Les buralistes manifestent aujourd'hui dans le 18ème arrondissement, avant de se rendre devant l'Assemblée nationale. Ils demandent un moratoire sur la hausse des paquets de cigarettes et plus de contrôles sur les ventes à la sauvette, qui pourraient représenter la moitié du marché d'ici à la fin de l'année.
« Des fois, ils viennent même sur la terrasse et ne se gênent pas pour vendre leurs paquets de cigarettes. Ils sont souvent là avant l’ouverture du café. » Joseph Yabas, buraliste porte de Clignancourt dans le nord de Paris, est excédé devant cette concurrence déloyale, et surtout illégale. « Ils sont parfois 4, des fois 10 ou 15, mais il y a tout le temps des vendeurs. C’est pas le problème du manque de policier. Parfois, ils passent. Mais c’est le problème des sanctions. Il n’y a plus de justice. »

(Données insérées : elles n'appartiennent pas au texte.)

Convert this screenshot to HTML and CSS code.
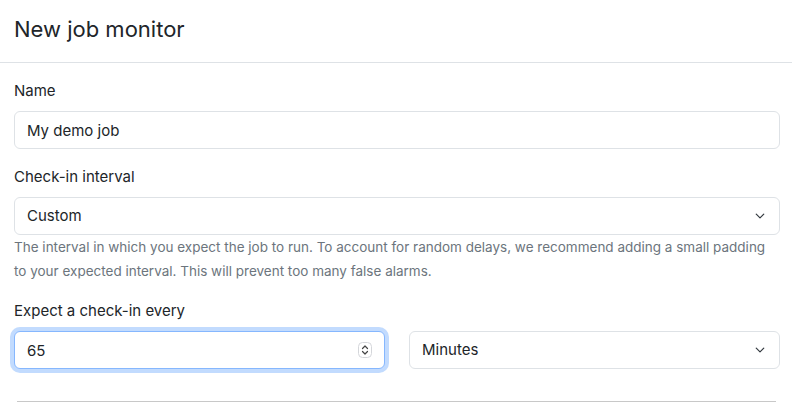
FILE: index.html
```html
<!DOCTYPE html>
<html lang="en">

<head>
  <meta charset="UTF-8" />
  <meta name="viewport" content="width=device-width, initial-scale=1.0" />
  <title>New job monitor</title>
  <link rel="stylesheet" href="styles.css">
</head>

<body>
  <div class="modal-header">
    <h5 class="modal-title">New job monitor</h5>
  </div>

  <div class="modal-body">
    <div class="field">
      <label for="name">Name</label>
      <input type="text" id="name" class="form-control" value="My demo job" />
    </div>

    <div class="field">
      <label for="interval">Check-in interval</label>
      <div class="select-wrap">
        <select id="interval" class="form-select">
          <option>Custom</option>
        </select>
        <svg class="chevron" viewBox="0 0 16 16" width="16" height="12" aria-hidden="true">
          <path d="M3 5.5l5 5 5-5" fill="none" stroke="#343a40" stroke-width="1.6" stroke-linecap="round" stroke-linejoin="round" />
        </svg>
      </div>
      <div class="form-text">
        The interval in which you expect the job to run. To account for random delays, we recommend adding a small padding
        to your expected interval. This will prevent too many false alarms.
      </div>
    </div>

    <div class="field">
      <label for="every">Expect a check-in every</label>
      <div class="row">
        <div class="number-wrap">
          <input type="number" id="every" class="form-control focused" value="65" />
          <svg class="stepper" viewBox="0 0 14 16" width="14" height="16" aria-hidden="true">
            <rect x="0.5" y="0.5" width="13" height="15" rx="4" fill="#fff" stroke="#d4d6da" />
            <path d="M4.5 6.5l2.5-2.5 2.5 2.5M4.5 9.5l2.5 2.5 2.5-2.5" fill="none" stroke="#444" stroke-width="1.2" stroke-linecap="round" stroke-linejoin="round" />
          </svg>
        </div>
        <div class="select-wrap">
          <select class="form-select">
            <option>Minutes</option>
          </select>
          <svg class="chevron" viewBox="0 0 16 16" width="16" height="12" aria-hidden="true">
            <path d="M3 5.5l5 5 5-5" fill="none" stroke="#343a40" stroke-width="1.6" stroke-linecap="round" stroke-linejoin="round" />
          </svg>
        </div>
      </div>
    </div>

    <div class="divider"></div>
  </div>
</body>

</html>
```

FILE: styles.css
```css
body {
  margin: 0;
  font-family: Inter, "Noto Sans", sans-serif;
  font-size: 15px;
  line-height: 1.5;
  color: #212529;
  background: #fff;
}

.modal-header {
  padding: 14px 14px 18px;
  border-bottom: 1px solid #dee2e6;
}

.modal-title {
  margin: 0;
  font-size: 22px;
  font-weight: 400;
  line-height: 30px;
}

.modal-body {
  padding: 16px 12px 0 14px;
}

.field {
  margin-bottom: 16px;
}

.field label {
  display: block;
  margin-bottom: 8px;
  line-height: 24px;
}

.form-control,
.form-select {
  display: block;
  width: 100%;
  box-sizing: border-box;
  height: 38px;
  padding: 6px 12px;
  font-family: inherit;
  font-size: 15px;
  line-height: 24px;
  color: #212529;
  background: #fff;
  border: 1px solid #dee2e6;
  border-radius: 6px;
  outline: none;
}

.form-select {
  appearance: none;
  -webkit-appearance: none;
  padding-right: 36px;
}

.form-control.focused {
  border-color: #86b7fe;
  box-shadow: 0 0 0 4px rgba(13, 110, 253, 0.25);
}

input[type="number"]::-webkit-inner-spin-button,
input[type="number"]::-webkit-outer-spin-button {
  -webkit-appearance: none;
  margin: 0;
}

.select-wrap,
.number-wrap {
  position: relative;
}

.chevron {
  position: absolute;
  right: 12px;
  top: 13px;
  pointer-events: none;
}

.stepper {
  position: absolute;
  right: 13px;
  top: 11px;
  pointer-events: none;
}

.form-text {
  font-size: 13.5px;
  line-height: 24px;
  color: #6c757d;
}

.row {
  display: grid;
  grid-template-columns: 1fr 1fr;
  gap: 24px;
}

.divider {
  margin: 32px 4px 0 3px;
  border-top: 1px solid #c8c8c8;
}
```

C’est dans cet arrondissement particulièrement touché par les vendeurs de tabac de contrebande que les buralistes se sont réunis ce lundi midi pour dénoncer la hausse des ventes illégales de tabac à la sauvette. Une manifestation était organisée rue Marx Dormoy, ainsi que dans plusieurs villes françaises ce jour-ci, à l’appel d’une quarantaine de fédérations départementales. Le cortège s'est ensuite rendu devant l’Assemblée Nationale.

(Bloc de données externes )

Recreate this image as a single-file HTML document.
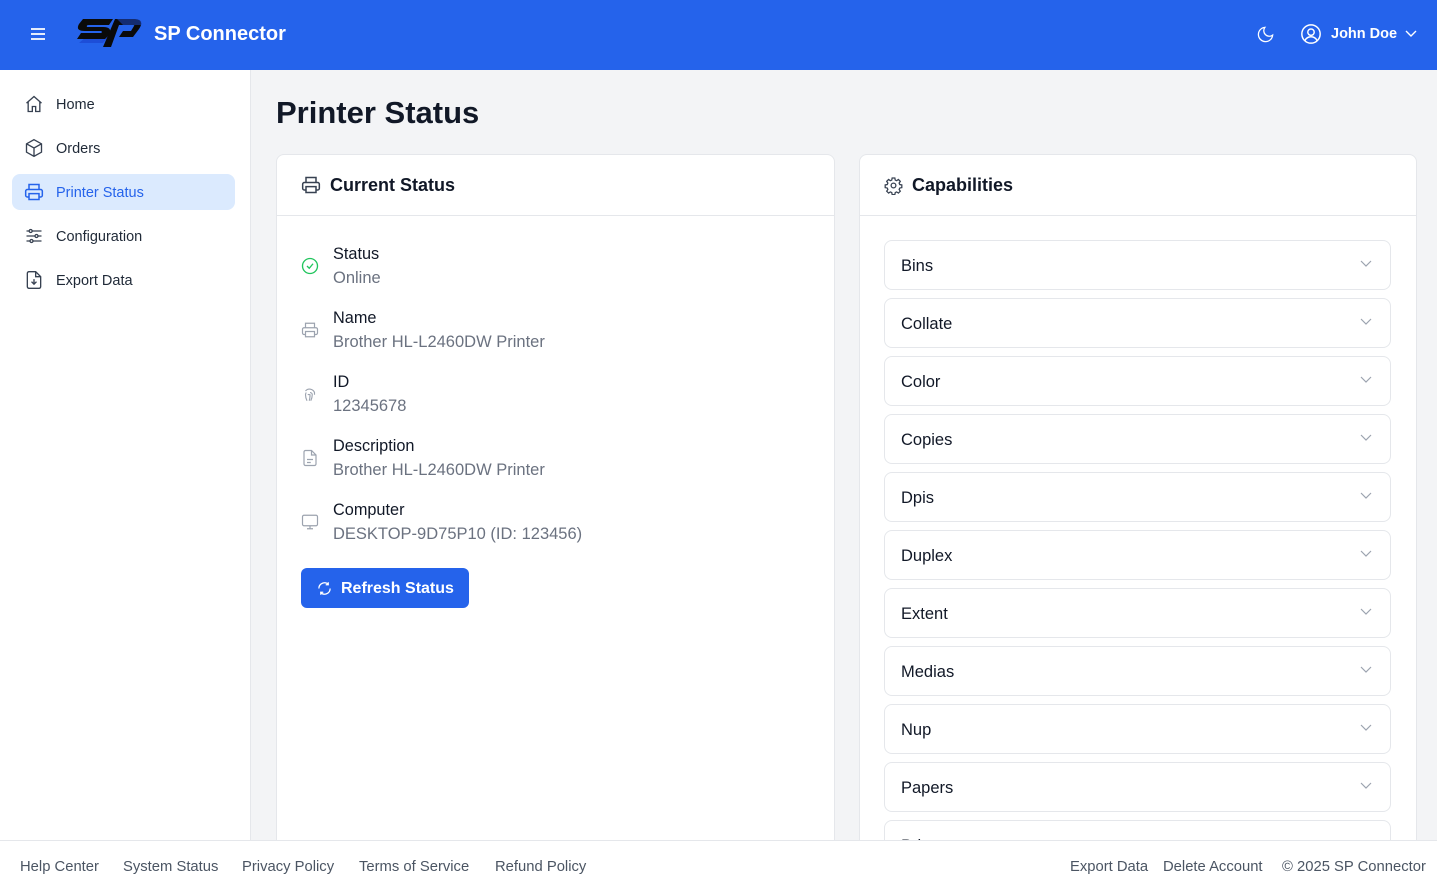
<!DOCTYPE html>
<html><head><meta charset="utf-8">
<style>
*{box-sizing:border-box;margin:0;padding:0}
body{width:1437px;height:888px;overflow:hidden;background:#f3f4f6;font-family:"Liberation Sans",sans-serif;color:#111827;position:relative}
.top{position:absolute;left:0;top:0;width:1437px;height:70px;background:#2563eb;color:#fff}
.side{position:absolute;left:0;top:70px;width:251px;height:770px;background:#fff;border-right:1px solid #e5e7eb}
.nav{position:absolute;left:12px;width:223px;height:36px;border-radius:8px;display:flex;align-items:center;padding-left:12px;font-size:14.5px;color:#1f2937;padding-top:2px}
.nav svg{margin-right:12px;margin-top:-2px}
.nav.act{background:#dbeafe;color:#2563eb}
.card{position:absolute;top:154px;background:#fff;border:1px solid #e5e7eb;border-radius:8px 8px 0 0;height:700px}
.ch{height:61px;border-bottom:1px solid #e5e7eb;display:flex;align-items:center;padding-left:24px;font-size:18px;font-weight:bold}
.ch svg{margin-right:9px}
.row{position:absolute;left:24px}
.row svg{position:absolute;left:0;top:12px}
.row .l{position:absolute;left:32px;top:0;font-size:16.3px;color:#111827;white-space:nowrap}
.row .v{position:absolute;left:32px;top:24px;font-size:16.5px;color:#6b7280;white-space:nowrap}
.acc{position:absolute;left:24px;width:507px;height:50px;border:1px solid #e5e7eb;border-radius:8px;font-size:16.5px;display:flex;align-items:center;padding-left:16px;padding-top:3px;color:#111827}
.acc svg{position:absolute;right:18px;top:19px}
.foot{position:absolute;left:0;top:840px;width:1437px;height:48px;background:#fff;border-top:1px solid #e5e7eb;font-size:14.8px;color:#4b5563}
.foot span{position:absolute;top:18px;white-space:nowrap}
</style></head><body>
<div class="top">
<svg style="position:absolute;left:30px;top:27px" width="16" height="14" viewBox="0 0 16 14"><path d="M1 2h14M1 7h14M1 12h14" stroke="#fff" stroke-width="1.8"/></svg>
<svg style="position:absolute;left:73px;top:17px" width="70" height="34" viewBox="0 0 70 34">
<path d="M6 26 L30 26 L36 19 L14 19 Z" fill="#1d4ed8"/>
<path d="M10 2 L40 2 L36 8 L16 8 Q13 8 14 10 L30 10 Q40 10 36 18 L32 22 L4 22 L8 16 L28 16 Q30 15 28 14 L12 14 Q2 14 6 7 Z" fill="#0a0a0a"/>
<path d="M42 2 L62 2 Q72 3 66 12 L60 20 L46 20 L50 14 L58 14 L61 9 Q62 8 60 8 L46 8 L38 30 L30 30 Z" fill="#0a0a0a"/>
<path d="M44 2 L64 2 Q70 3 68 8 L50 8 Z" fill="#1d4ed8" opacity=".5"/>
</svg>
<div style="position:absolute;left:154px;top:23px;font-size:20px;font-weight:bold">SP Connector</div>
<svg style="position:absolute;left:1256px;top:25px" width="19" height="19" viewBox="0 0 24 24" fill="none" stroke="#fff" stroke-width="1.6"><path d="M21 12.8A9 9 0 1 1 11.2 3a7 7 0 0 0 9.8 9.8z"/></svg>
<svg style="position:absolute;left:1300px;top:23px" width="22" height="22" viewBox="0 0 24 24" fill="none" stroke="#fff" stroke-width="1.6"><circle cx="12" cy="12" r="10"/><circle cx="12" cy="10" r="3.5"/><path d="M5.5 19c1.5-3 4-4 6.5-4s5 1 6.5 4"/></svg>
<div style="position:absolute;left:1331px;top:26px;font-size:14.5px;font-weight:bold">John Doe</div>
<svg style="position:absolute;left:1405px;top:30px" width="12" height="8" viewBox="0 0 12 8" fill="none" stroke="#fff" stroke-width="1.4"><path d="M1 1l5 5 5-5"/></svg>
</div>
<div class="side">
<div class="nav" style="top:16px"><svg width="20" height="20" viewBox="0 0 24 24" fill="none" stroke="#374151" stroke-width="1.6"><path d="M3 11l9-8 9 8M5 9.5V21h5v-6h4v6h5V9.5"/></svg>Home</div>
<div class="nav" style="top:60px"><svg width="20" height="20" viewBox="0 0 24 24" fill="none" stroke="#374151" stroke-width="1.6"><path d="M12 2l9 5v10l-9 5-9-5V7z M3 7l9 5 9-5 M12 12v10"/></svg>Orders</div>
<div class="nav act" style="top:104px"><svg width="20" height="20" viewBox="0 0 24 24" fill="none" stroke="#2563eb" stroke-width="1.8"><path d="M6 9V3h12v6M6 18H4a2 2 0 0 1-2-2v-5a2 2 0 0 1 2-2h16a2 2 0 0 1 2 2v5a2 2 0 0 1-2 2h-2M6 14h12v7H6z"/></svg>Printer Status</div>
<div class="nav" style="top:148px"><svg width="20" height="20" viewBox="0 0 24 24" fill="none" stroke="#374151" stroke-width="1.6"><path d="M3 6h18M3 12h18M3 18h18"/><circle cx="8" cy="6" r="1.8" fill="#fff"/><circle cx="15" cy="12" r="1.8" fill="#fff"/><circle cx="9" cy="18" r="1.8" fill="#fff"/></svg>Configuration</div>
<div class="nav" style="top:192px"><svg width="20" height="20" viewBox="0 0 24 24" fill="none" stroke="#374151" stroke-width="1.6"><path d="M14 2H6a2 2 0 0 0-2 2v16a2 2 0 0 0 2 2h12a2 2 0 0 0 2-2V8z M14 2v6h6 M12 11v6 M9 14l3 3 3-3"/></svg>Export Data</div>
</div>
<div style="position:absolute;left:276px;top:95px;font-size:31px;font-weight:bold">Printer Status</div>
<div class="card" style="left:276px;width:559px">
<div class="ch"><svg width="20" height="20" viewBox="0 0 24 24" fill="none" stroke="#374151" stroke-width="1.8"><path d="M6 9V3h12v6M6 18H4a2 2 0 0 1-2-2v-5a2 2 0 0 1 2-2h16a2 2 0 0 1 2 2v5a2 2 0 0 1-2 2h-2M6 14h12v7H6z"/></svg>Current Status</div>
<div class="row" style="top:90px"><svg width="18" height="18" viewBox="0 0 24 24" fill="none" stroke="#22c55e" stroke-width="1.8"><circle cx="12" cy="12" r="10"/><path d="M8 12l3 3 5-6"/></svg><div class="l">Status</div><div class="v">Online</div></div>
<div class="row" style="top:154px"><svg width="18" height="18" viewBox="0 0 24 24" fill="none" stroke="#9ca3af" stroke-width="1.6"><path d="M6 9V3h12v6M6 18H4a2 2 0 0 1-2-2v-5a2 2 0 0 1 2-2h16a2 2 0 0 1 2 2v5a2 2 0 0 1-2 2h-2M6 14h12v7H6z"/></svg><div class="l">Name</div><div class="v">Brother HL-L2460DW Printer</div></div>
<div class="row" style="top:218px"><svg width="18" height="18" viewBox="0 0 24 24" fill="none" stroke="#9ca3af" stroke-width="1.5"><path d="M6 8a7 7 0 0 1 12 2v3M8 21c-1-2-2-5-2-8a6 6 0 0 1 1-3M12 10a3 3 0 0 1 3 3c0 3-1 6-2 8M9 13a3 3 0 0 1 3-0c0 3 0 5-1 8M12 13v3"/></svg><div class="l">ID</div><div class="v">12345678</div></div>
<div class="row" style="top:282px"><svg width="18" height="18" viewBox="0 0 24 24" fill="none" stroke="#9ca3af" stroke-width="1.6"><path d="M14 2H6a2 2 0 0 0-2 2v16a2 2 0 0 0 2 2h12a2 2 0 0 0 2-2V8z M14 2v6h6 M8 14h8M8 18h5"/></svg><div class="l">Description</div><div class="v">Brother HL-L2460DW Printer</div></div>
<div class="row" style="top:346px"><svg width="18" height="18" viewBox="0 0 24 24" fill="none" stroke="#9ca3af" stroke-width="1.6"><rect x="2" y="3" width="20" height="14" rx="2"/><path d="M8 21h8M12 17v4"/></svg><div class="l">Computer</div><div class="v">DESKTOP-9D75P10 (ID: 123456)</div></div>
<div style="position:absolute;left:24px;top:413px;width:168px;height:40px;background:#2563eb;border-radius:6px;color:#fff;font-size:16px;font-weight:bold;display:flex;align-items:center;padding-left:16px;padding-top:2px"><svg style="margin-right:9px;margin-top:-2px" width="15" height="15" viewBox="0 0 24 24" fill="none" stroke="#fff" stroke-width="2"><path d="M21 12a9 9 0 0 1-15.5 6.3M3 12a9 9 0 0 1 15.5-6.3M18 2v4h-4M6 22v-4h4"/></svg>Refresh Status</div>
</div>
<div class="card" style="left:859px;width:558px">
<div class="ch"><svg width="19" height="19" viewBox="0 0 24 24" fill="none" stroke="#374151" stroke-width="1.6"><circle cx="12" cy="12" r="3"/><path d="M10.3 2.5h3.4l.5 2.6 1.8.8 2.2-1.5 2.4 2.4-1.5 2.2.8 1.8 2.6.5v3.4l-2.6.5-.8 1.8 1.5 2.2-2.4 2.4-2.2-1.5-1.8.8-.5 2.6h-3.4l-.5-2.6-1.8-.8-2.2 1.5-2.4-2.4 1.5-2.2-.8-1.8-2.6-.5v-3.4l2.6-.5.8-1.8-1.5-2.2 2.4-2.4 2.2 1.5 1.8-.8z"/></svg>Capabilities</div>
<div class="acc" style="top:85px">Bins<svg width="12" height="8" viewBox="0 0 12 8" fill="none" stroke="#9ca3af" stroke-width="1.2"><path d="M1 1l5 5 5-5"/></svg></div>
<div class="acc" style="top:143px">Collate<svg width="12" height="8" viewBox="0 0 12 8" fill="none" stroke="#9ca3af" stroke-width="1.2"><path d="M1 1l5 5 5-5"/></svg></div>
<div class="acc" style="top:201px">Color<svg width="12" height="8" viewBox="0 0 12 8" fill="none" stroke="#9ca3af" stroke-width="1.2"><path d="M1 1l5 5 5-5"/></svg></div>
<div class="acc" style="top:259px">Copies<svg width="12" height="8" viewBox="0 0 12 8" fill="none" stroke="#9ca3af" stroke-width="1.2"><path d="M1 1l5 5 5-5"/></svg></div>
<div class="acc" style="top:317px">Dpis<svg width="12" height="8" viewBox="0 0 12 8" fill="none" stroke="#9ca3af" stroke-width="1.2"><path d="M1 1l5 5 5-5"/></svg></div>
<div class="acc" style="top:375px">Duplex<svg width="12" height="8" viewBox="0 0 12 8" fill="none" stroke="#9ca3af" stroke-width="1.2"><path d="M1 1l5 5 5-5"/></svg></div>
<div class="acc" style="top:433px">Extent<svg width="12" height="8" viewBox="0 0 12 8" fill="none" stroke="#9ca3af" stroke-width="1.2"><path d="M1 1l5 5 5-5"/></svg></div>
<div class="acc" style="top:491px">Medias<svg width="12" height="8" viewBox="0 0 12 8" fill="none" stroke="#9ca3af" stroke-width="1.2"><path d="M1 1l5 5 5-5"/></svg></div>
<div class="acc" style="top:549px">Nup<svg width="12" height="8" viewBox="0 0 12 8" fill="none" stroke="#9ca3af" stroke-width="1.2"><path d="M1 1l5 5 5-5"/></svg></div>
<div class="acc" style="top:607px">Papers<svg width="12" height="8" viewBox="0 0 12 8" fill="none" stroke="#9ca3af" stroke-width="1.2"><path d="M1 1l5 5 5-5"/></svg></div>
<div class="acc" style="top:665px">Printrate<svg width="12" height="8" viewBox="0 0 12 8" fill="none" stroke="#9ca3af" stroke-width="1.2"><path d="M1 1l5 5 5-5"/></svg></div>
</div>
<div class="foot">
<span style="left:20px">Help Center</span><span style="left:123px">System Status</span><span style="left:242px">Privacy Policy</span><span style="left:359px">Terms of Service</span><span style="left:495px">Refund Policy</span>
<span style="left:1070px">Export Data</span><span style="left:1163px">Delete Account</span><span style="left:1282px">© 2025 SP Connector</span>
</div>
</body></html>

Avec 80 % de taxes, le paquet de cigarette est vendu en moyenne 13 euros aujourd’hui, alors que le consommateur peut le toucher facilement autour de 6 euros dans la rue. Une concurrence illégale doublée d’une concurrence légale entre pays européens, où les taxes ne sont pas aussi élevées, et face auxquelles la profession ne peut pas lutter.
Le tabac représente encore près de la moitié du chiffre d'affaires de Joseph Yabas. Mais depuis 2023, ses ventes auraient chuté d’un tiers chaque année, l’obligeant à se séparer de ses employés. De 16 personnes, le café tourne désormais à 10. Cette baisse des ventes serait généralisée dans la profession, au profit de la vente illégale.
Une augmentation inefficace
« Notre réseau va mal, car il y a une baisse de fréquentation. On le ressent fortement », explique Ouahmed Hami, délégué de la Fédération pour l’Île-de-France. Selon le représentant de la profession, les ventes de tabac illégales représenteraient à présent 40 % du marché, et potentiellement 50 % d'ici à la fin de l’année. Les consommateurs seraient poussés à s’approvisionner sur ce marché illégal, mais où les produits ne sont pas contrôlés, donc potentiellement plus dangereux.
« On a poussé les consommateurs à aller s’approvisionner autrement, car c’est devenu trop cher pour eux. En France, le principe est que le tabac est un monopole d’État. Aujourd’hui, on n’a plus le monopole. Donc on a perdu la santé, on a perdu les taxes et on a perdu l’ordre public. »
Le gouvernement affiche une volonté louable : augmenter les prix pour réduire la consommation. Mais cette stratégie est vivement critiquée par la profession, qui craint même qu’elle ait un impact sur la sécurité des buralistes, devenus la cible des cambrioleurs. Les produits des braquages étant ensuite revendus dans la rue ou dans des épiceries de nuit.
Pour la profession, la réponse réside dans la baisse des prix du tabac ou au moins un moratoire, le contrôle renforcé aux frontières, la lutte contre la vente sur internet et des sanctions fermes contre les trafiquants.